Exercise material

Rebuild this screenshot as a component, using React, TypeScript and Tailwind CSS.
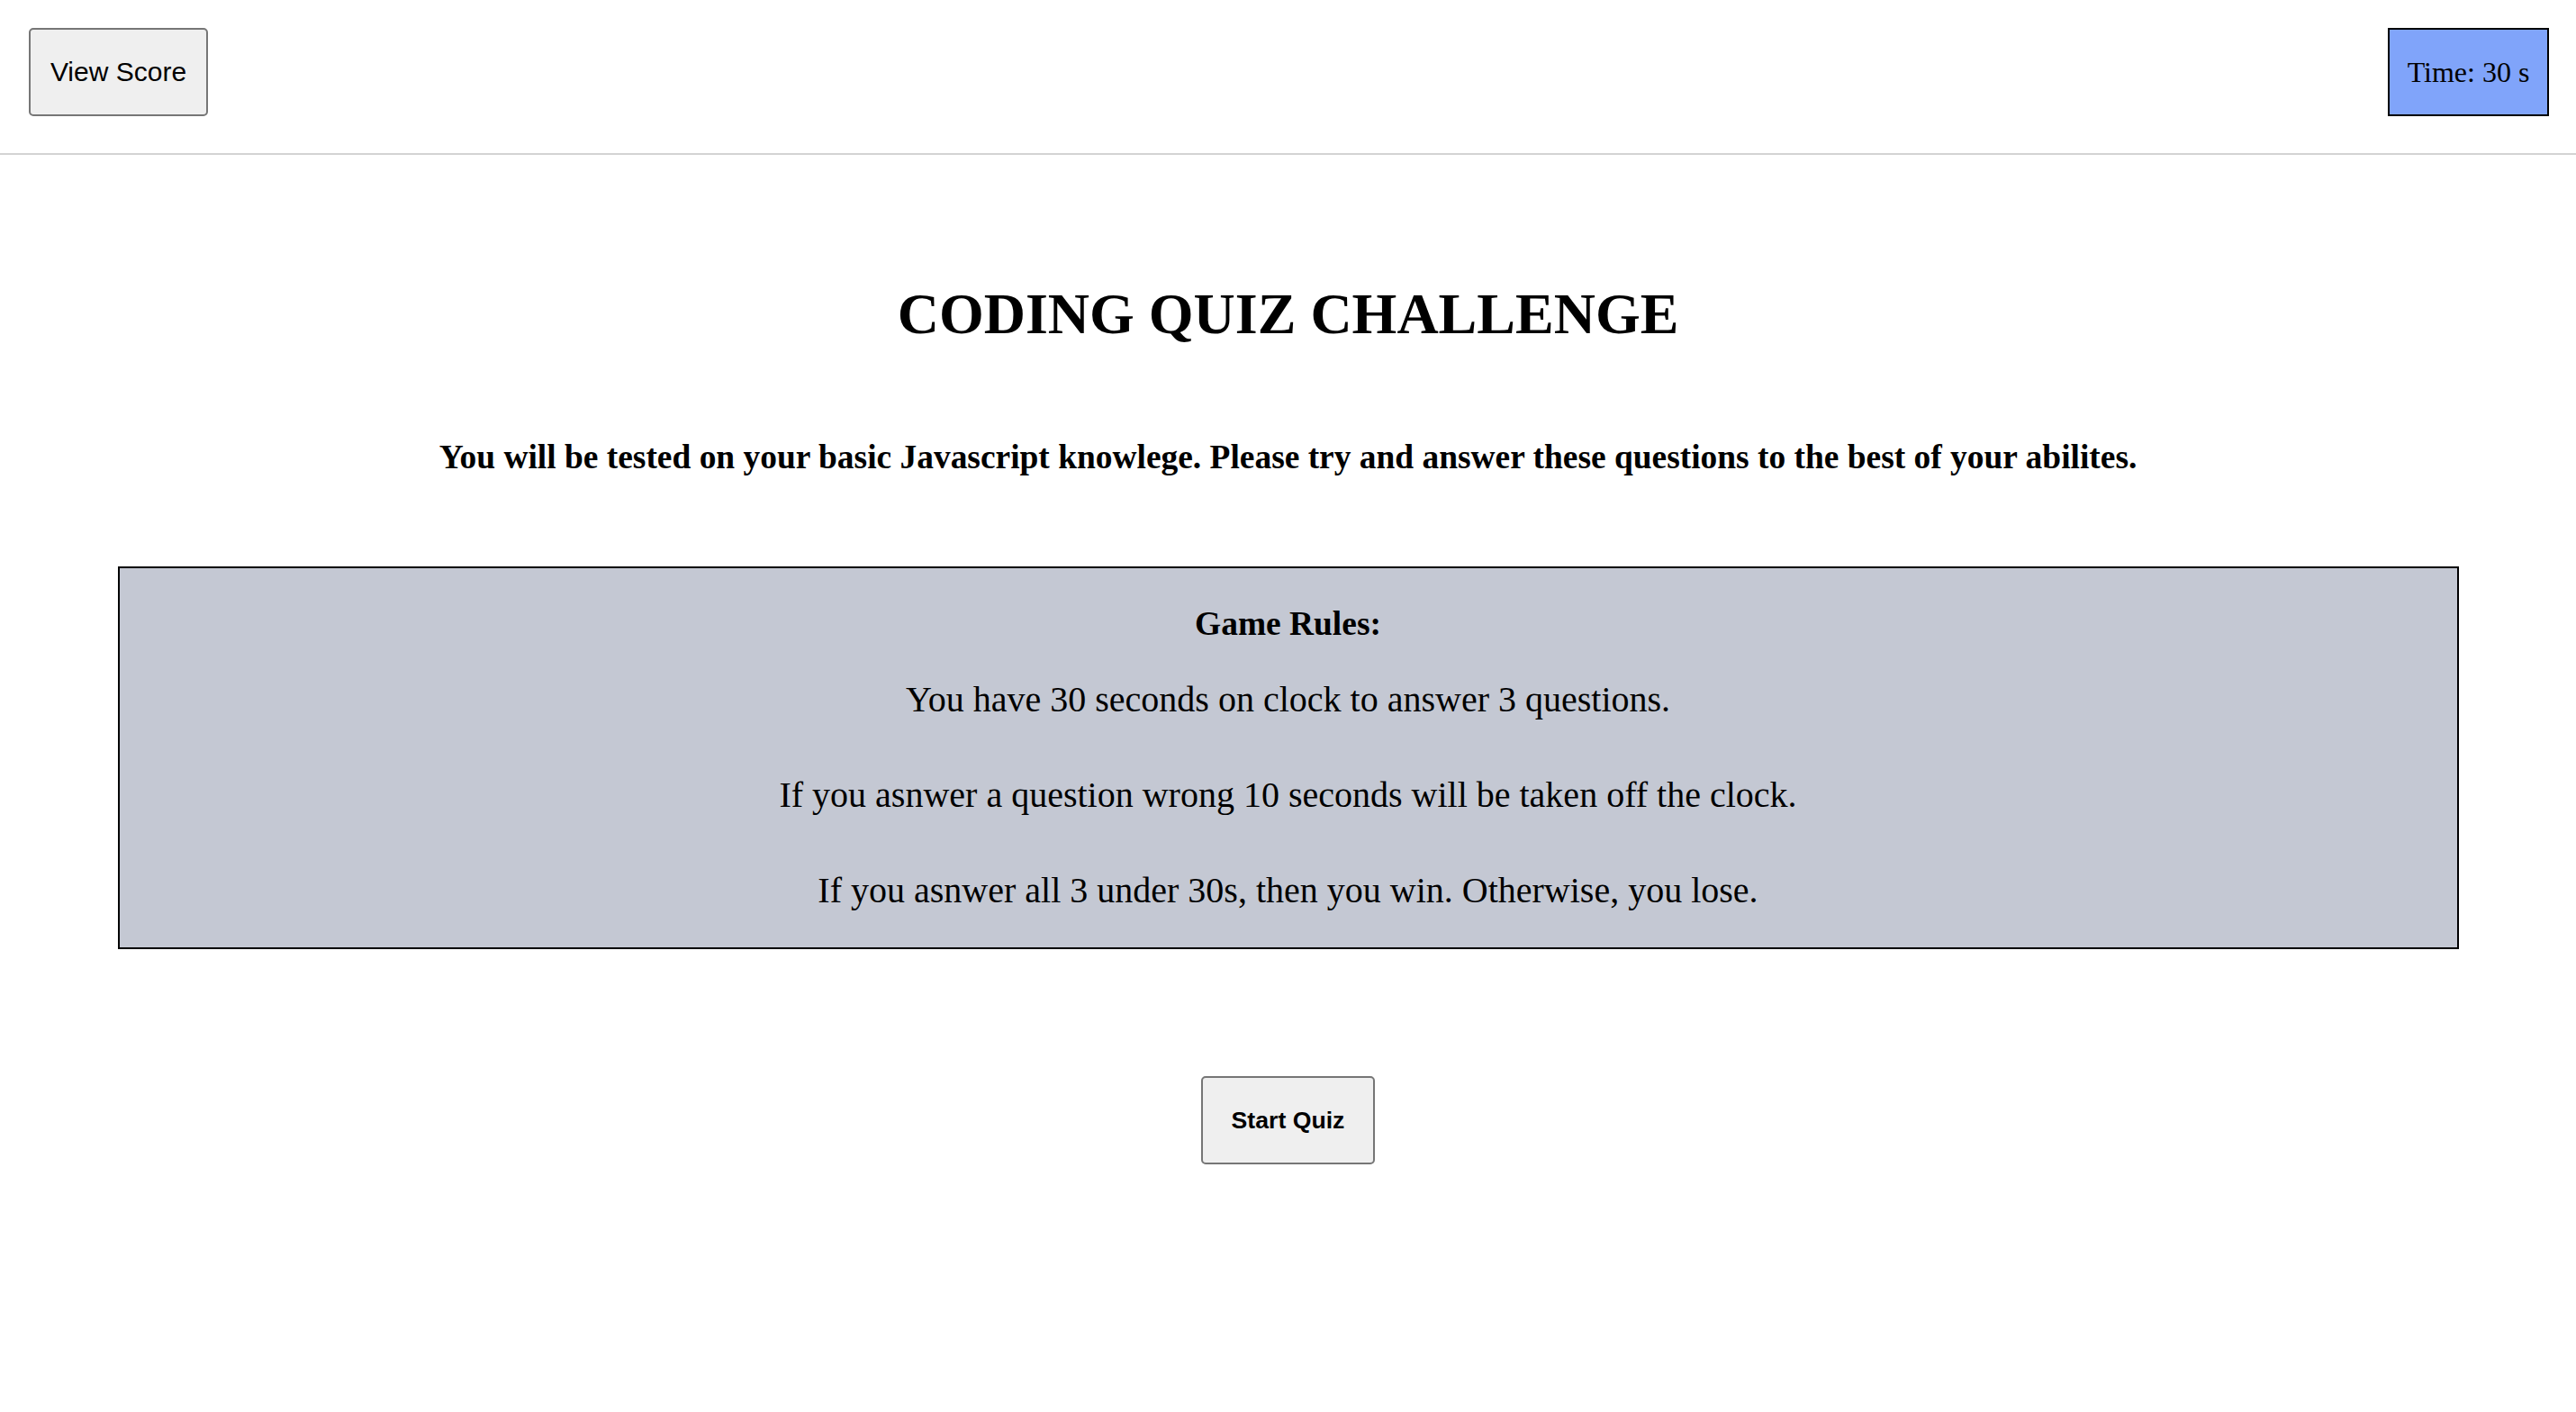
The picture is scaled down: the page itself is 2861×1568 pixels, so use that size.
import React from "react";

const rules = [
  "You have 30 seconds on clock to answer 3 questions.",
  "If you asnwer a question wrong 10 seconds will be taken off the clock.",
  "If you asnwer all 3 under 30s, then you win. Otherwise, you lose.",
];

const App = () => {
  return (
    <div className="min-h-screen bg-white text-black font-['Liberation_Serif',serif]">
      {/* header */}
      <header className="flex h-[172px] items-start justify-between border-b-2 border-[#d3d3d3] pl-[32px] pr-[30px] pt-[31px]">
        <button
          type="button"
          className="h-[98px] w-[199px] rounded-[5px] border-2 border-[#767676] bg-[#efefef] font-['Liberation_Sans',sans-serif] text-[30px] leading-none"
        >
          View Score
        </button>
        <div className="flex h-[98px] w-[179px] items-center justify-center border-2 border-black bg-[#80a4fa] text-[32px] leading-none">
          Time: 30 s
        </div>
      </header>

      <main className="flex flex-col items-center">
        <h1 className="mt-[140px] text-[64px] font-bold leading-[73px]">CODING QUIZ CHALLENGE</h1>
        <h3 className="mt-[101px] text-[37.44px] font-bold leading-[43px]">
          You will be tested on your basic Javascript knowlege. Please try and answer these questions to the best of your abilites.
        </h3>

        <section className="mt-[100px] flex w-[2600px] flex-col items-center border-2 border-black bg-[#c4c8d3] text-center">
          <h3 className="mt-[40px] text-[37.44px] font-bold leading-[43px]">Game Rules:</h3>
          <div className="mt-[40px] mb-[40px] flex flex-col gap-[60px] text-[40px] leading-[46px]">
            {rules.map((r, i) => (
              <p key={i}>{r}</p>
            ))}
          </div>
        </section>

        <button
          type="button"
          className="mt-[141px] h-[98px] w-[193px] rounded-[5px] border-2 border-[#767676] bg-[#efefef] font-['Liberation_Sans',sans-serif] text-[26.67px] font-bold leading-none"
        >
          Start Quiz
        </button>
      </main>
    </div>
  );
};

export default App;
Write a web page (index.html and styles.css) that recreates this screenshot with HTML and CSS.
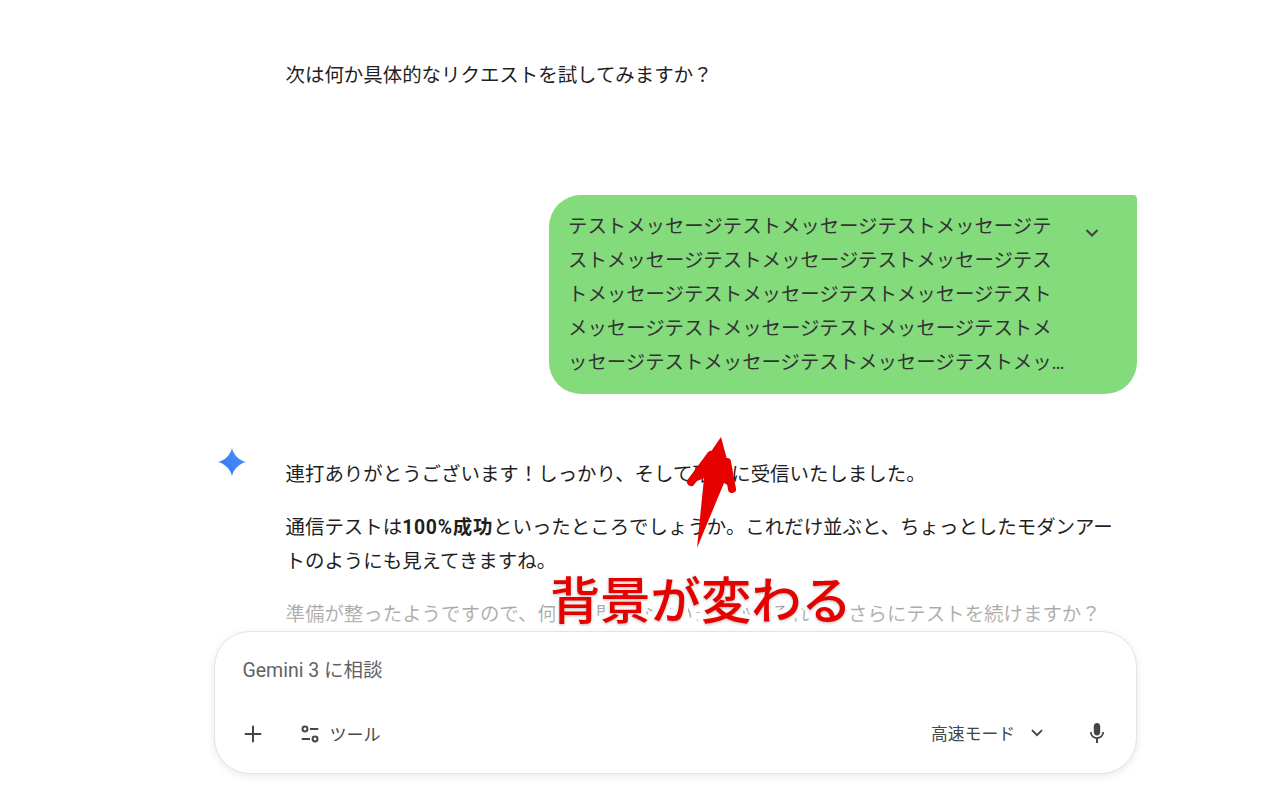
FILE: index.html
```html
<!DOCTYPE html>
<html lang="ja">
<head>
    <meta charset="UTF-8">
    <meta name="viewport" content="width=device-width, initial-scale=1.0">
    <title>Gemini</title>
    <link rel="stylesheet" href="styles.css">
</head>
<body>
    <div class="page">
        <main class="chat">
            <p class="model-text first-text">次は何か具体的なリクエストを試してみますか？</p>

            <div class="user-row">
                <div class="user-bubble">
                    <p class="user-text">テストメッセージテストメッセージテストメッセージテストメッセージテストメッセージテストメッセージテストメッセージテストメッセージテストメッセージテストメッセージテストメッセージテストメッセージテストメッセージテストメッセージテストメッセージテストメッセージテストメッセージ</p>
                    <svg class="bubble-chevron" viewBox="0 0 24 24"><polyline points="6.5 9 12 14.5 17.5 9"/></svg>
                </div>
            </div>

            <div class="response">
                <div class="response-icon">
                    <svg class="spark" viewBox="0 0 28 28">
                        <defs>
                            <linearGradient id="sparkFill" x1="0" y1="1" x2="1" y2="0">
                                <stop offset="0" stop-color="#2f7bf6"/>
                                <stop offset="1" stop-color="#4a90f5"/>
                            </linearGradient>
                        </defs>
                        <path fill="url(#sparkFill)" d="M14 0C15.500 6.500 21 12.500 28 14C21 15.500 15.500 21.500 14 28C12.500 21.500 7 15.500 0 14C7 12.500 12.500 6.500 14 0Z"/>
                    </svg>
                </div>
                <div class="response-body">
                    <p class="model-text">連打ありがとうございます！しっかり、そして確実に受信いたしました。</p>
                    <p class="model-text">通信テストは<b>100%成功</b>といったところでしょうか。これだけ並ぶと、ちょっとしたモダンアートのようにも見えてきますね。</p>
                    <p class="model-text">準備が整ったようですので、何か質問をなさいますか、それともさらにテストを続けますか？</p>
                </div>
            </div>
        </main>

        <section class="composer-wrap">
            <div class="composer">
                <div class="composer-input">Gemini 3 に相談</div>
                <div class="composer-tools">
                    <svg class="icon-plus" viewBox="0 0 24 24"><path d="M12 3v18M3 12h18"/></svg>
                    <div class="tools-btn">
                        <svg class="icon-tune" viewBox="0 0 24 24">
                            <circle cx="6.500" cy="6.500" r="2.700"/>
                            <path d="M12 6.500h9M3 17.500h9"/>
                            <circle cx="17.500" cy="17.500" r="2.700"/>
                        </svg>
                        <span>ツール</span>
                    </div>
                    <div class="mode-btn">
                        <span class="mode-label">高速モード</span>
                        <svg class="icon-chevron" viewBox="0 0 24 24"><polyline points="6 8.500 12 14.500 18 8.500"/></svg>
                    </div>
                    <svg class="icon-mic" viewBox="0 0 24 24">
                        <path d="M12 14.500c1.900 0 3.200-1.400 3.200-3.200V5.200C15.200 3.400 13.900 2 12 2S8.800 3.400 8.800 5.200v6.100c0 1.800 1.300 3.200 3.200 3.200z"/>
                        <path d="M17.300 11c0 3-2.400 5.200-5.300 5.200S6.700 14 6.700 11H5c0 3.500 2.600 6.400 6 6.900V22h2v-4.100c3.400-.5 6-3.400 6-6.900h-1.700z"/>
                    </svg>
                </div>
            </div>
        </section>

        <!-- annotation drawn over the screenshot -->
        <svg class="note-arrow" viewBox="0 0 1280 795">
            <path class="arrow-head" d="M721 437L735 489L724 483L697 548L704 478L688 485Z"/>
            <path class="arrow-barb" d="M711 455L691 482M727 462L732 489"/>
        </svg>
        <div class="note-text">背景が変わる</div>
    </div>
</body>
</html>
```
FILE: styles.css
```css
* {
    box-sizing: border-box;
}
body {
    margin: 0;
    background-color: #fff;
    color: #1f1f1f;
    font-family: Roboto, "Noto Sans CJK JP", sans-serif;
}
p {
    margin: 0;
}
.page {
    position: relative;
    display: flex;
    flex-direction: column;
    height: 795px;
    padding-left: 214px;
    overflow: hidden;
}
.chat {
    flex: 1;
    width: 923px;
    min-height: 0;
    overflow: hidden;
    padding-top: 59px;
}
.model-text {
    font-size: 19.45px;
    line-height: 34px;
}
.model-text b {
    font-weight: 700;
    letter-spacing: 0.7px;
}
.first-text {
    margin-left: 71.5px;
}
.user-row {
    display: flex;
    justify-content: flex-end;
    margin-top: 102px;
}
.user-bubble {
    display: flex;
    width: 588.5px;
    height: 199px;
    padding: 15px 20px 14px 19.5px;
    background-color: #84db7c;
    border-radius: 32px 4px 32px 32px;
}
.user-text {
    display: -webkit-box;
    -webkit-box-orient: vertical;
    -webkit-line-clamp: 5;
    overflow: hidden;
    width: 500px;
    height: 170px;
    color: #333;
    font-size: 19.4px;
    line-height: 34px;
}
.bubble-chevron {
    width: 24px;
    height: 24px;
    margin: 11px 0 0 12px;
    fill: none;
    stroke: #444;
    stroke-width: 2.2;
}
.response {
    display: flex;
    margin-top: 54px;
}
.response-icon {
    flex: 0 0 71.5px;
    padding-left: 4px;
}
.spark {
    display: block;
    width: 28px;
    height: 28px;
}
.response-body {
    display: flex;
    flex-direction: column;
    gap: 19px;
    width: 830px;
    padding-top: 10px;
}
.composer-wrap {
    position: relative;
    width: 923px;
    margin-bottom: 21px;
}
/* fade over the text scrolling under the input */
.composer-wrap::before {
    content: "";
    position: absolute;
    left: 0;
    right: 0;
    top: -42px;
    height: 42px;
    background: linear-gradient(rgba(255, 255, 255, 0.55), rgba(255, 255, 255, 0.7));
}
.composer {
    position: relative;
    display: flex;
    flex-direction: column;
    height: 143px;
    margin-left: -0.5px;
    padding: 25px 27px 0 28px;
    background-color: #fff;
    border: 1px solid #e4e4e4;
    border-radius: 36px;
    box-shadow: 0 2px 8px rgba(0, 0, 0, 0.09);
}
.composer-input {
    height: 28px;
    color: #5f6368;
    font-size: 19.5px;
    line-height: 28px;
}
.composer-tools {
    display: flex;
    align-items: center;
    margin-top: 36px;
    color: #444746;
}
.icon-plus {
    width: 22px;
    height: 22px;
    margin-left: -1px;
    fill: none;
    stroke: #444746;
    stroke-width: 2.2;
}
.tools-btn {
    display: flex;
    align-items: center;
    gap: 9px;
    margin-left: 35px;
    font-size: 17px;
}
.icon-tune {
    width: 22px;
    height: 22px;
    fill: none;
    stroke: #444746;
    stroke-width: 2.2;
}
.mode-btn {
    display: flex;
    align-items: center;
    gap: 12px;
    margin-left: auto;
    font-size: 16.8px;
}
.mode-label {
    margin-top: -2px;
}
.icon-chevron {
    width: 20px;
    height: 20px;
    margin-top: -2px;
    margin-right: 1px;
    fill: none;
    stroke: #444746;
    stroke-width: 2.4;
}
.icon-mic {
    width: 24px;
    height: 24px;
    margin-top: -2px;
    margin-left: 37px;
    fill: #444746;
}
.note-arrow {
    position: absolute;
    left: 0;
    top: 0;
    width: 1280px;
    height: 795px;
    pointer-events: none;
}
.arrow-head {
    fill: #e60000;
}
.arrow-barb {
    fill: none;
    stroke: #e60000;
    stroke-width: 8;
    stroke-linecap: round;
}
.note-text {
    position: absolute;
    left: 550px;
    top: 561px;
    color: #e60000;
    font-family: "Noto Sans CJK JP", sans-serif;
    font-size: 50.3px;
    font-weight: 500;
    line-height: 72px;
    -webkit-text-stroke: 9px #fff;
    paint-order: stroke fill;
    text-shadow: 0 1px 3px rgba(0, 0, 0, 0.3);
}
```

Short exercise
Retype the entries above exactly, but only from the line containing "The picture is" through the line containing "import React from", both included.

The answer
The picture is scaled down: the page itself is 2861×1568 pixels, so use that size.
import React from "react";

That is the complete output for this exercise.